▶ _The task_: Retype all of the listing exactly, passing over any picture you find.

▶ _Records supplied_:
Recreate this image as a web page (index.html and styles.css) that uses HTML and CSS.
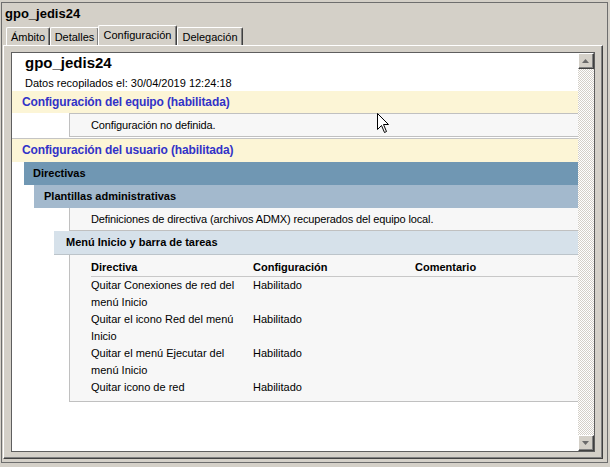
FILE: index.html
```html
<!DOCTYPE html>
<html lang="es">
<head>
<meta charset="utf-8">
<title>gpo_jedis24</title>
<link rel="stylesheet" href="styles.css">
</head>
<body>
<div class="window">
  <div class="title">gpo_jedis24</div>
  <div class="tabs">
    <div class="tab t1">Ámbito</div>
    <div class="tab t2">Detalles</div>
    <div class="tab t3 active">Configuración</div>
    <div class="tab t4">Delegación</div>
  </div>
  <div class="panel">
    <div class="report">
      <div class="content">
        <div class="hdr">
          <div class="gpo-name">gpo_jedis24</div>
          <div class="collected">Datos recopilados el: 30/04/2019 12:24:18</div>
        </div>
        <div class="band">Configuración del equipo (habilitada)</div>
        <div class="info first">Configuración no definida.</div>
        <div class="band user">Configuración del usuario (habilitada)</div>
        <div class="lvl1">Directivas</div>
        <div class="lvl2">Plantillas administrativas</div>
        <div class="info">Definiciones de directiva (archivos ADMX) recuperados del equipo local.</div>
        <div class="lvl3">Menú Inicio y barra de tareas</div>
        <div class="tablebox">
          <div class="trow thead">
            <div class="c1">Directiva</div>
            <div class="c2">Configuración</div>
            <div class="c3">Comentario</div>
          </div>
          <div class="trow">
            <div class="c1">Quitar Conexiones de red del menú Inicio</div>
            <div class="c2">Habilitado</div>
            <div class="c3"></div>
          </div>
          <div class="trow">
            <div class="c1">Quitar el icono Red del menú Inicio</div>
            <div class="c2">Habilitado</div>
            <div class="c3"></div>
          </div>
          <div class="trow">
            <div class="c1">Quitar el menú Ejecutar del menú Inicio</div>
            <div class="c2">Habilitado</div>
            <div class="c3"></div>
          </div>
          <div class="trow">
            <div class="c1">Quitar icono de red</div>
            <div class="c2">Habilitado</div>
            <div class="c3"></div>
          </div>
        </div>
      </div>
      <div class="scrollbar">
        <div class="sbtn"><svg width="7" height="4" viewBox="0 0 7 4"><path d="M3.5 0 L7 4 H0 Z" fill="#6a6a6a"/></svg></div>
        <div class="track"></div>
        <div class="sbtn"><svg width="7" height="4" viewBox="0 0 7 4"><path d="M0 0 H7 L3.5 4 Z" fill="#6a6a6a"/></svg></div>
      </div>
    </div>
  </div>
</div>
<svg class="cursor" width="13" height="21" viewBox="0 0 13 21"><path d="M0.5 0.5 V16.5 L4.5 12.5 L7.5 19.5 L9.5 18.5 L6.5 11.5 H11.5 Z" fill="#fff" stroke="#000" stroke-width="1"/></svg>
</body>
</html>
```
FILE: styles.css
```css
* { box-sizing: border-box; }
html, body { margin: 0; padding: 0; }
body {
  width: 610px;
  height: 467px;
  background: #d4d0c8;
  font-family: "Liberation Sans", Arial, sans-serif;
  font-size: 11px;
  color: #000;
  position: relative;
  overflow: hidden;
}
.window {
  margin: 2px 0 0 1px;
  width: 607px;
  height: 461px;
  border: 1px solid #6e6e6e;
  display: flex;
  flex-direction: column;
}
.title {
  height: 22px;
  padding: 2px 0 0 3px;
  font-size: 13px;
  font-weight: bold;
  line-height: 17px;
}
.tabs {
  height: 20px;
  display: flex;
  align-items: flex-end;
  padding-left: 4px;
}
.tab {
  height: 18px;
  border-top: 1px solid #fff;
  border-left: 1px solid #fff;
  border-right: 1px solid #404040;
  box-shadow: inset -1px 0 #808080;
  border-radius: 2px 2px 0 0;
  text-align: center;
  line-height: 19px;
  background: #d4d0c8;
}
.t1 { width: 44px; }
.t2 { width: 49px; }
.t3 { width: 79px; }
.t4 { width: 66px; }
.tab.active {
  height: 20px;
  margin: 0 -1px 0 -1px;
  line-height: 19px;
  position: relative;
  z-index: 1;
}
.t4 { margin-left: 1px; }
.panel {
  margin: 0 4px 3px 1px;
  height: 414px;
  border: 1px solid;
  border-color: #fff #404040 #404040 #fff;
  box-shadow: inset -1px -1px #808080;
  padding: 6px 7px 6px 7px;
}
.report {
  height: 400px;
  border: 1px solid #5e5e5e;
  background: #fff;
  display: flex;
}
.content {
  width: 566px;
  overflow: hidden;
}
.hdr { padding-left: 13px; }
.gpo-name {
  height: 20px;
  line-height: 20px;
  font-size: 15px;
  font-weight: bold;
}
.collected {
  height: 18px;
  padding-top: 2px;
  line-height: 16px;
}
.band {
  height: 22px;
  line-height: 22px;
  background: #fcf5d6;
  color: #3232c8;
  font-size: 12px;
  font-weight: bold;
  letter-spacing: -0.12px;
  padding-left: 10px;
}
.band.user {
  margin-top: 1px;
  height: 24px;
  border-top: 1px solid #c4c4c4;
  line-height: 23px;
}
.info {
  margin-left: 57px;
  height: 23px;
  line-height: 22px;
  padding-left: 21px;
  background: #f7f7f7;
  border-left: 1px solid #c0c0c0;
  border-bottom: 1px solid #c0c0c0;
  white-space: nowrap;
  letter-spacing: -0.13px;
}
.info.first {
  height: 24px;
  border-top: 1px solid #c0c0c0;
}
.lvl1, .lvl2, .lvl3 {
  height: 23px;
  line-height: 23px;
  font-weight: bold;
}
.lvl1 {
  margin-left: 12px;
  padding-left: 9px;
  background: #7097b3;
}
.lvl2 {
  margin-left: 22px;
  padding-left: 10px;
  background: #a3b9cd;
}
.lvl3 {
  margin-left: 42px;
  padding-left: 12px;
  height: 24px;
  background: #d6e1ea;
  border-bottom: 1px solid #bcc4ca;
}
.tablebox {
  margin-left: 57px;
  background: #f7f7f7;
  border-left: 1px solid #c0c0c0;
  border-bottom: 1px solid #c0c0c0;
  padding: 0 0 5px 21px;
}
.trow {
  display: grid;
  grid-template-columns: 162px 162px 1fr;
  line-height: 17px;
}
.trow .c1 { padding-right: 14px; }
.thead {
  height: 22px;
  padding-top: 4px;
  font-weight: bold;
  border-bottom: 1px solid #c8c8c8;
}
.scrollbar {
  width: 16px;
  display: flex;
  flex-direction: column;
}
.sbtn {
  height: 16px;
  background: #d4d0c8;
  border: 1px solid;
  border-color: #fff #404040 #404040 #fff;
  box-shadow: inset -1px -1px #808080;
  display: flex;
  align-items: center;
  justify-content: center;
}
.sbtn svg { display: block; margin: 0 1px 1px 0; }
.track {
  flex: 1;
  background: repeating-conic-gradient(#d4d0c8 0 25%, #fff 0 50%) 0 0 / 2px 2px;
}
.cursor {
  position: absolute;
  left: 377px;
  top: 113px;
}
```
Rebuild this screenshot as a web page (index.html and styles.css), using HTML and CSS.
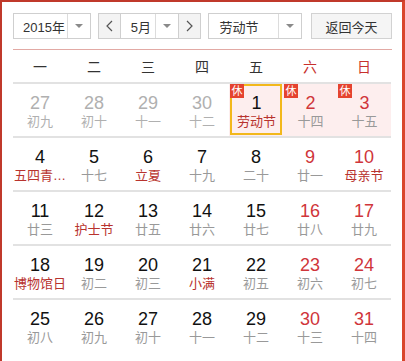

▶ _Result of this exercise_:
Recreate this image as a web page (index.html and styles.css) that uses HTML and CSS.
FILE: index.html
```html
<!DOCTYPE html>
<html lang="es">
<head>
<meta charset="utf-8">
<title>gpo_jedis24</title>
<link rel="stylesheet" href="styles.css">
</head>
<body>
<div class="window">
  <div class="title">gpo_jedis24</div>
  <div class="tabs">
    <div class="tab t1">Ámbito</div>
    <div class="tab t2">Detalles</div>
    <div class="tab t3 active">Configuración</div>
    <div class="tab t4">Delegación</div>
  </div>
  <div class="panel">
    <div class="report">
      <div class="content">
        <div class="hdr">
          <div class="gpo-name">gpo_jedis24</div>
          <div class="collected">Datos recopilados el: 30/04/2019 12:24:18</div>
        </div>
        <div class="band">Configuración del equipo (habilitada)</div>
        <div class="info first">Configuración no definida.</div>
        <div class="band user">Configuración del usuario (habilitada)</div>
        <div class="lvl1">Directivas</div>
        <div class="lvl2">Plantillas administrativas</div>
        <div class="info">Definiciones de directiva (archivos ADMX) recuperados del equipo local.</div>
        <div class="lvl3">Menú Inicio y barra de tareas</div>
        <div class="tablebox">
          <div class="trow thead">
            <div class="c1">Directiva</div>
            <div class="c2">Configuración</div>
            <div class="c3">Comentario</div>
          </div>
          <div class="trow">
            <div class="c1">Quitar Conexiones de red del menú Inicio</div>
            <div class="c2">Habilitado</div>
            <div class="c3"></div>
          </div>
          <div class="trow">
            <div class="c1">Quitar el icono Red del menú Inicio</div>
            <div class="c2">Habilitado</div>
            <div class="c3"></div>
          </div>
          <div class="trow">
            <div class="c1">Quitar el menú Ejecutar del menú Inicio</div>
            <div class="c2">Habilitado</div>
            <div class="c3"></div>
          </div>
          <div class="trow">
            <div class="c1">Quitar icono de red</div>
            <div class="c2">Habilitado</div>
            <div class="c3"></div>
          </div>
        </div>
      </div>
      <div class="scrollbar">
        <div class="sbtn"><svg width="7" height="4" viewBox="0 0 7 4"><path d="M3.5 0 L7 4 H0 Z" fill="#6a6a6a"/></svg></div>
        <div class="track"></div>
        <div class="sbtn"><svg width="7" height="4" viewBox="0 0 7 4"><path d="M0 0 H7 L3.5 4 Z" fill="#6a6a6a"/></svg></div>
      </div>
    </div>
  </div>
</div>
<svg class="cursor" width="13" height="21" viewBox="0 0 13 21"><path d="M0.5 0.5 V16.5 L4.5 12.5 L7.5 19.5 L9.5 18.5 L6.5 11.5 H11.5 Z" fill="#fff" stroke="#000" stroke-width="1"/></svg>
</body>
</html>
```
FILE: styles.css
```css
* { box-sizing: border-box; }
html, body { margin: 0; padding: 0; }
body {
  width: 610px;
  height: 467px;
  background: #d4d0c8;
  font-family: "Liberation Sans", Arial, sans-serif;
  font-size: 11px;
  color: #000;
  position: relative;
  overflow: hidden;
}
.window {
  margin: 2px 0 0 1px;
  width: 607px;
  height: 461px;
  border: 1px solid #6e6e6e;
  display: flex;
  flex-direction: column;
}
.title {
  height: 22px;
  padding: 2px 0 0 3px;
  font-size: 13px;
  font-weight: bold;
  line-height: 17px;
}
.tabs {
  height: 20px;
  display: flex;
  align-items: flex-end;
  padding-left: 4px;
}
.tab {
  height: 18px;
  border-top: 1px solid #fff;
  border-left: 1px solid #fff;
  border-right: 1px solid #404040;
  box-shadow: inset -1px 0 #808080;
  border-radius: 2px 2px 0 0;
  text-align: center;
  line-height: 19px;
  background: #d4d0c8;
}
.t1 { width: 44px; }
.t2 { width: 49px; }
.t3 { width: 79px; }
.t4 { width: 66px; }
.tab.active {
  height: 20px;
  margin: 0 -1px 0 -1px;
  line-height: 19px;
  position: relative;
  z-index: 1;
}
.t4 { margin-left: 1px; }
.panel {
  margin: 0 4px 3px 1px;
  height: 414px;
  border: 1px solid;
  border-color: #fff #404040 #404040 #fff;
  box-shadow: inset -1px -1px #808080;
  padding: 6px 7px 6px 7px;
}
.report {
  height: 400px;
  border: 1px solid #5e5e5e;
  background: #fff;
  display: flex;
}
.content {
  width: 566px;
  overflow: hidden;
}
.hdr { padding-left: 13px; }
.gpo-name {
  height: 20px;
  line-height: 20px;
  font-size: 15px;
  font-weight: bold;
}
.collected {
  height: 18px;
  padding-top: 2px;
  line-height: 16px;
}
.band {
  height: 22px;
  line-height: 22px;
  background: #fcf5d6;
  color: #3232c8;
  font-size: 12px;
  font-weight: bold;
  letter-spacing: -0.12px;
  padding-left: 10px;
}
.band.user {
  margin-top: 1px;
  height: 24px;
  border-top: 1px solid #c4c4c4;
  line-height: 23px;
}
.info {
  margin-left: 57px;
  height: 23px;
  line-height: 22px;
  padding-left: 21px;
  background: #f7f7f7;
  border-left: 1px solid #c0c0c0;
  border-bottom: 1px solid #c0c0c0;
  white-space: nowrap;
  letter-spacing: -0.13px;
}
.info.first {
  height: 24px;
  border-top: 1px solid #c0c0c0;
}
.lvl1, .lvl2, .lvl3 {
  height: 23px;
  line-height: 23px;
  font-weight: bold;
}
.lvl1 {
  margin-left: 12px;
  padding-left: 9px;
  background: #7097b3;
}
.lvl2 {
  margin-left: 22px;
  padding-left: 10px;
  background: #a3b9cd;
}
.lvl3 {
  margin-left: 42px;
  padding-left: 12px;
  height: 24px;
  background: #d6e1ea;
  border-bottom: 1px solid #bcc4ca;
}
.tablebox {
  margin-left: 57px;
  background: #f7f7f7;
  border-left: 1px solid #c0c0c0;
  border-bottom: 1px solid #c0c0c0;
  padding: 0 0 5px 21px;
}
.trow {
  display: grid;
  grid-template-columns: 162px 162px 1fr;
  line-height: 17px;
}
.trow .c1 { padding-right: 14px; }
.thead {
  height: 22px;
  padding-top: 4px;
  font-weight: bold;
  border-bottom: 1px solid #c8c8c8;
}
.scrollbar {
  width: 16px;
  display: flex;
  flex-direction: column;
}
.sbtn {
  height: 16px;
  background: #d4d0c8;
  border: 1px solid;
  border-color: #fff #404040 #404040 #fff;
  box-shadow: inset -1px -1px #808080;
  display: flex;
  align-items: center;
  justify-content: center;
}
.sbtn svg { display: block; margin: 0 1px 1px 0; }
.track {
  flex: 1;
  background: repeating-conic-gradient(#d4d0c8 0 25%, #fff 0 50%) 0 0 / 2px 2px;
}
.cursor {
  position: absolute;
  left: 377px;
  top: 113px;
}
```
Rebuild this screenshot as a web page (index.html and styles.css), using HTML and CSS.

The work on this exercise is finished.